Haunting busts of homeless form NAC show
Bevan Ramsay’s Lesser Gods exhibition opens Friday and continues until August
For artist Bevan Ramsay, a paint brush wasn’t enough to depict homelessness in New York City. He wanted viewers to see beyond the canvas.
So he started talking to them. Listening to their stories, gaining their trust. And with their approval, he created a series of busts showing the humanity so often overlooked by the city’s bustling middle class.
If they can’t see them on the streets, perhaps they’ll see them in an art gallery. His exhibition Lesser Gods opens at Niagara Artists Centre Friday and runs until Aug. 3.

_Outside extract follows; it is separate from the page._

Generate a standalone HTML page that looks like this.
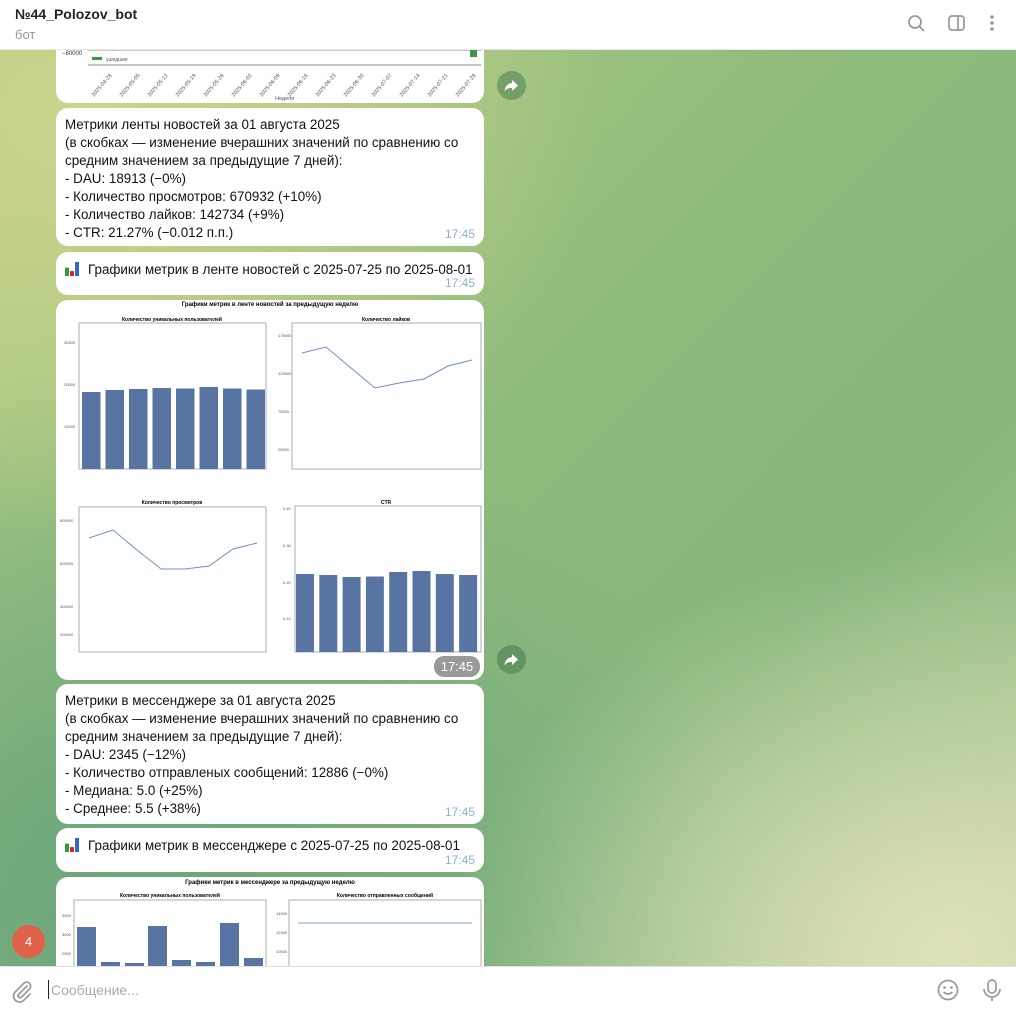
<!DOCTYPE html>
<html><head><meta charset="utf-8"><style>
*{margin:0;padding:0;box-sizing:border-box}
body{width:1016px;height:1011px;overflow:hidden;position:relative;font-family:"Liberation Sans","DejaVu Sans",sans-serif;
background:
radial-gradient(ellipse 520px 420px at 80px 120px,#cbd48c 0%,rgba(203,212,140,0) 100%),
radial-gradient(ellipse 500px 400px at 950px 950px,#dfe2b8 0%,rgba(223,226,184,0) 100%),
radial-gradient(ellipse 600px 500px at 150px 900px,#69a57c 0%,rgba(105,165,124,0) 100%),
linear-gradient(135deg,#b7cf86 0%,#8fbb7c 45%,#88b77c 70%,#b4cc98 100%);}
.hdr{position:absolute;left:0;top:0;width:1016px;height:50px;background:#fff;border-bottom:1px solid #e6e6e6;z-index:5}
.t1{position:absolute;left:15px;top:6px;font-size:14px;font-weight:bold;color:#222}
.t2{position:absolute;left:15px;top:27px;font-size:13px;color:#999}
.b{position:absolute;left:56px;width:428px;background:#fff;border-radius:12px;font-size:13.4px;color:#111;line-height:18px;overflow:hidden}
.tx{padding:8px 10px 0 9px;white-space:nowrap}
.tm{position:absolute;right:9px;bottom:3px;font-size:12px;color:#8fb0c8}
.fw{position:absolute;left:497px;width:29px;height:29px;border-radius:50%;background:rgba(60,110,70,.45)}
.inp{position:absolute;left:0;top:966px;width:1016px;height:45px;background:#fff;border-top:1px solid #e2e2e2;z-index:5}
.ic{display:inline-block;width:14px;height:14px;vertical-align:-2px;margin-right:9px;background:linear-gradient(90deg,#2aa039 0 4px,transparent 4px 5px,#d22 5px 9px,transparent 9px 10px,#2a6ad2 10px);clip-path:polygon(0 40%,33% 40%,33% 65%,66% 65%,66% 0,100% 0,100% 100%,0 100%)}
</style></head><body>
<div class="hdr"><div class="t1">№44_Polozov_bot</div><div class="t2">бот</div>
<svg style="position:absolute;left:900px;top:10px" width="110" height="30" viewBox="900 10 110 30">
<circle cx="915" cy="22" r="6" fill="none" stroke="#999" stroke-width="1.8"/><line x1="919.5" y1="26.5" x2="924" y2="31" stroke="#999" stroke-width="1.8"/>
<rect x="949" y="16" width="15" height="14" rx="3" fill="none" stroke="#999" stroke-width="1.7"/><line x1="958" y1="16" x2="958" y2="30" stroke="#999" stroke-width="1.7"/>
<circle cx="992" cy="17" r="1.8" fill="#999"/><circle cx="992" cy="23" r="1.8" fill="#999"/><circle cx="992" cy="29" r="1.8" fill="#999"/>
</svg></div>

<div class="b" style="top:40px;height:63px">
<svg width="428" height="63" viewBox="56 40 428 63">
<rect x="88" y="40" width="393" height="10" fill="none" stroke="#999" stroke-width="1"/>
<text x="62" y="55" font-size="6" fill="#333">−80000</text>
<rect x="92" y="46" width="10" height="3" fill="#f0883a"/><text x="106" y="50" font-size="5" fill="#555">старые</text>
<rect x="92" y="57" width="10" height="3" fill="#3a9a40"/><text x="106" y="61" font-size="5" fill="#555">ушедшие</text>
<rect x="470" y="50" width="7" height="7" fill="#3a9a40"/>
<line x1="88" y1="65" x2="481" y2="65" stroke="#888"/>
<g font-size="5.5" fill="#555">
<text transform="translate(94,97) rotate(-50)">2025-04-28</text><text transform="translate(122,97) rotate(-50)">2025-05-05</text><text transform="translate(150,97) rotate(-50)">2025-05-12</text><text transform="translate(178,97) rotate(-50)">2025-05-19</text><text transform="translate(206,97) rotate(-50)">2025-05-26</text><text transform="translate(234,97) rotate(-50)">2025-06-02</text><text transform="translate(262,97) rotate(-50)">2025-06-09</text><text transform="translate(290,97) rotate(-50)">2025-06-16</text><text transform="translate(318,97) rotate(-50)">2025-06-23</text><text transform="translate(346,97) rotate(-50)">2025-06-30</text><text transform="translate(374,97) rotate(-50)">2025-07-07</text><text transform="translate(402,97) rotate(-50)">2025-07-14</text><text transform="translate(430,97) rotate(-50)">2025-07-21</text><text transform="translate(458,97) rotate(-50)">2025-07-28</text>
<text x="275" y="100">Неделя</text></g></svg></div>
<div class="fw" style="top:71px"><svg width="29" height="29" viewBox="0 0 29 29"><path d="M15 9 L21 14.5 L15 20 V17 C11 17 9 18 7.5 20.5 C8 15.5 10.5 12.5 15 12 Z" fill="#fff"/></svg></div>

<div class="b" style="top:108px;height:138px"><div class="tx">Метрики ленты новостей за 01 августа 2025<br>(в скобках — изменение вчерашних значений по сравнению со<br>средним значением за предыдущие 7 дней):<br>- DAU: 18913 (−0%)<br>- Количество просмотров: 670932 (+10%)<br>- Количество лайков: 142734 (+9%)<br>- CTR: 21.27% (−0.012 п.п.)</div><div class="tm">17:45</div></div>

<div class="b" style="top:252px;height:43px"><div class="tx" style="padding-top:9px"><span class="ic"></span>Графики метрик в ленте новостей с 2025-07-25 по 2025-08-01</div><div class="tm">17:45</div></div>

<div class="b" style="top:300px;height:380px">
<svg width="428" height="380" viewBox="56 300 428 380">
<text x="270" y="306" font-size="6" font-weight="bold" text-anchor="middle">Графики метрик в ленте новостей за предыдущую неделю</text>
<g font-size="5" font-weight="bold" text-anchor="middle"><text x="172" y="321">Количество уникальных пользователей</text><text x="386" y="321">Количество лайков</text><text x="172" y="504">Количество просмотров</text><text x="386" y="504">CTR</text></g>
<g fill="none" stroke="#999" stroke-width=".8"><rect x="79" y="323" width="187" height="146"/><rect x="292" y="323" width="189" height="146"/><rect x="79" y="507" width="187" height="145"/><rect x="295" y="506" width="186" height="146"/></g>
<g fill="#5874a3"><rect x="82" y="392" width="18.5" height="77"/><rect x="105.5" y="390" width="18.5" height="79"/><rect x="129" y="389" width="18.5" height="80"/><rect x="152.5" y="388" width="18.5" height="81"/><rect x="176" y="388.5" width="18.5" height="80.5"/><rect x="199.5" y="387" width="18.5" height="82"/><rect x="223" y="388.5" width="18.5" height="80.5"/><rect x="246.5" y="389.5" width="18.5" height="79.5"/>
<rect x="296" y="574" width="18" height="78"/><rect x="319.3" y="575" width="18" height="77"/><rect x="342.6" y="577" width="18" height="75"/><rect x="365.9" y="576.5" width="18" height="75.5"/><rect x="389.2" y="572" width="18" height="80"/><rect x="412.5" y="571" width="18" height="81"/><rect x="435.8" y="574" width="18" height="78"/><rect x="459.1" y="575" width="18" height="77"/></g>
<polyline points="302,353 326,347 351,368 375,388 399,383 424,379 448,366 472,360" fill="none" stroke="#6f8fc8" stroke-width="1"/>
<polyline points="89,538 113,530 137,550 161,569 185,569 209,566 233,549 257,543" fill="none" stroke="#6f8fc8" stroke-width="1"/>
<g font-size="4" fill="#555"><text x="64" y="344">30000</text><text x="64" y="386">20000</text><text x="64" y="428">10000</text><text x="278" y="337">175000</text><text x="278" y="375">125000</text><text x="278" y="413">75000</text><text x="278" y="451">25000</text><text x="60" y="522">800000</text><text x="60" y="565">600000</text><text x="60" y="608">400000</text><text x="60" y="636">200000</text><text x="283" y="510">0.40</text><text x="283" y="547">0.30</text><text x="283" y="584">0.20</text><text x="283" y="620">0.10</text></g>
<rect x="434" y="656" width="46" height="21" rx="10" fill="rgba(0,0,0,.4)"/><text x="457" y="671" font-size="13" fill="#fff" text-anchor="middle">17:45</text>
</svg></div>
<div class="fw" style="top:645px"><svg width="29" height="29" viewBox="0 0 29 29"><path d="M15 9 L21 14.5 L15 20 V17 C11 17 9 18 7.5 20.5 C8 15.5 10.5 12.5 15 12 Z" fill="#fff"/></svg></div>

<div class="b" style="top:684px;height:140px"><div class="tx">Метрики в мессенджере за 01 августа 2025<br>(в скобках — изменение вчерашних значений по сравнению со<br>средним значением за предыдущие 7 дней):<br>- DAU: 2345 (−12%)<br>- Количество отправленых сообщений: 12886 (−0%)<br>- Медиана: 5.0 (+25%)<br>- Среднее: 5.5 (+38%)</div><div class="tm">17:45</div></div>

<div class="b" style="top:828px;height:44px"><div class="tx" style="padding-top:9px"><span class="ic"></span>Графики метрик в мессенджере с 2025-07-25 по 2025-08-01</div><div class="tm">17:45</div></div>

<div class="b" style="top:877px;height:110px">
<svg width="428" height="110" viewBox="56 877 428 110">
<text x="270" y="884" font-size="6" font-weight="bold" text-anchor="middle">Графики метрик в мессенджере за предыдущую неделю</text>
<g font-size="5" font-weight="bold" text-anchor="middle"><text x="170" y="897">Количество уникальных пользователей</text><text x="385" y="897">Количество отправленных сообщений</text></g>
<g fill="none" stroke="#999" stroke-width=".8"><rect x="74" y="900" width="192" height="90"/><rect x="289" y="900" width="192" height="90"/></g>
<g fill="#5874a3"><rect x="77" y="927" width="19" height="60"/><rect x="101" y="962" width="19" height="30"/><rect x="125" y="963" width="19" height="30"/><rect x="148" y="926" width="19" height="60"/><rect x="172" y="960" width="19" height="30"/><rect x="196" y="962" width="19" height="30"/><rect x="220" y="923" width="19" height="60"/><rect x="244" y="958" width="19" height="30"/></g>
<line x1="298" y1="923" x2="472" y2="923" stroke="#8aa0c8" stroke-width="1"/>
<g font-size="4" fill="#555"><text x="62" y="917">3500</text><text x="62" y="936">3000</text><text x="62" y="955">2500</text><text x="276" y="915">14000</text><text x="276" y="934">12000</text><text x="276" y="953">10000</text></g>
</svg></div>

<div style="position:absolute;left:12px;top:925px;width:33px;height:33px;border-radius:50%;background:#e2614a;color:#fff;font-size:13px;text-align:center;line-height:33px">4</div>

<div class="inp">
<svg style="position:absolute;left:10px;top:12px" width="24" height="24" viewBox="0 0 24 24"><path d="M17 7 L8.5 15.5 a2 2 0 0 0 2.8 2.8 L19.5 10 a4 4 0 0 0 -5.7 -5.7 L5.3 12.8 a6 6 0 0 0 8.5 8.5 L20 15" fill="none" stroke="#999" stroke-width="1.7" stroke-linecap="round"/></svg>
<div style="position:absolute;left:48px;top:13px;width:1px;height:19px;background:#222"></div>
<div style="position:absolute;left:51px;top:15px;font-size:14px;color:#aaa">Сообщение...</div>
<svg style="position:absolute;left:935px;top:11px" width="70" height="24" viewBox="0 0 70 24"><circle cx="13" cy="12" r="9.5" fill="none" stroke="#999" stroke-width="1.7"/><circle cx="9.5" cy="9.5" r="1.3" fill="#999"/><circle cx="16.5" cy="9.5" r="1.3" fill="#999"/><path d="M8.5 14 q4.5 4 9 0" fill="none" stroke="#999" stroke-width="1.6"/>
<rect x="53" y="2" width="8" height="13" rx="4" fill="none" stroke="#999" stroke-width="1.7"/><path d="M49 11 a8 8 0 0 0 16 0 M57 19 v4" fill="none" stroke="#999" stroke-width="1.7"/></svg>
</div>
</body></html>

“I think a three-dimensional portrait has a bit more immediacy to it than a two-dimensional portrait, regardless of how well they’re executed,” says the Montreal-born artist who now lives in Brooklyn.
Consisting of one woman and six men, the busts were created by Ramsay with fine, white statuary Hydrocal plaster and then mounted on mahogany bases. They stem solely from photos he took of people living on the streets. Each piece took about three weeks to finish.

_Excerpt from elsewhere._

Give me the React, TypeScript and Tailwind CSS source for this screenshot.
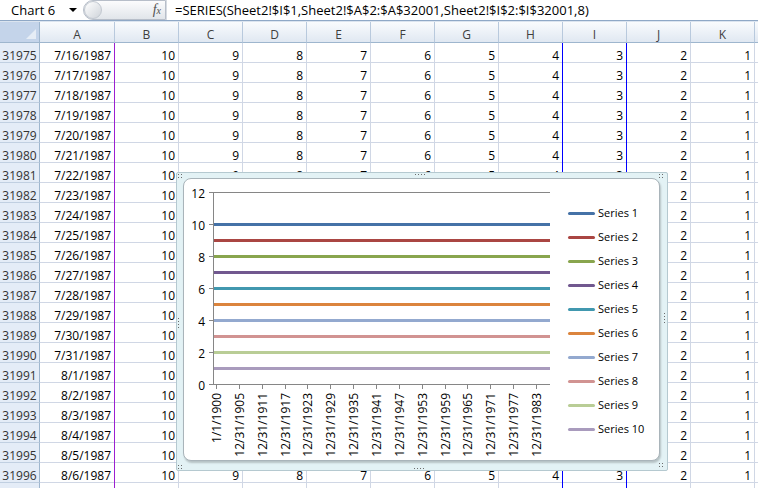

The detail stirs emotions people might not get from a simple painting, he says. Viewers are looking at a life-size replica of someone real, someone on the streets.
“To some degree, you’re looking at the piece of work. But to some degree, you also have the sense of looking at the subject directly … even though you’re not looking at them directly.”
Ramsay will begin installing the work at NAC on Wednesday. An opening reception will be held Friday at 7 p.m.
Ramsay has toured the show a handful of times and is always curious over the reaction it elicits. One reaction he hasn’t experienced, however: The actual subjects.
“None of the subjects have seen their portraits,” he says. “We talked about staying in touch and I have contact information for them, but you can imagine … they’ve got bigger fish to fry.
“I’ve tried, but I haven’t managed to re-establish contact with any of them.”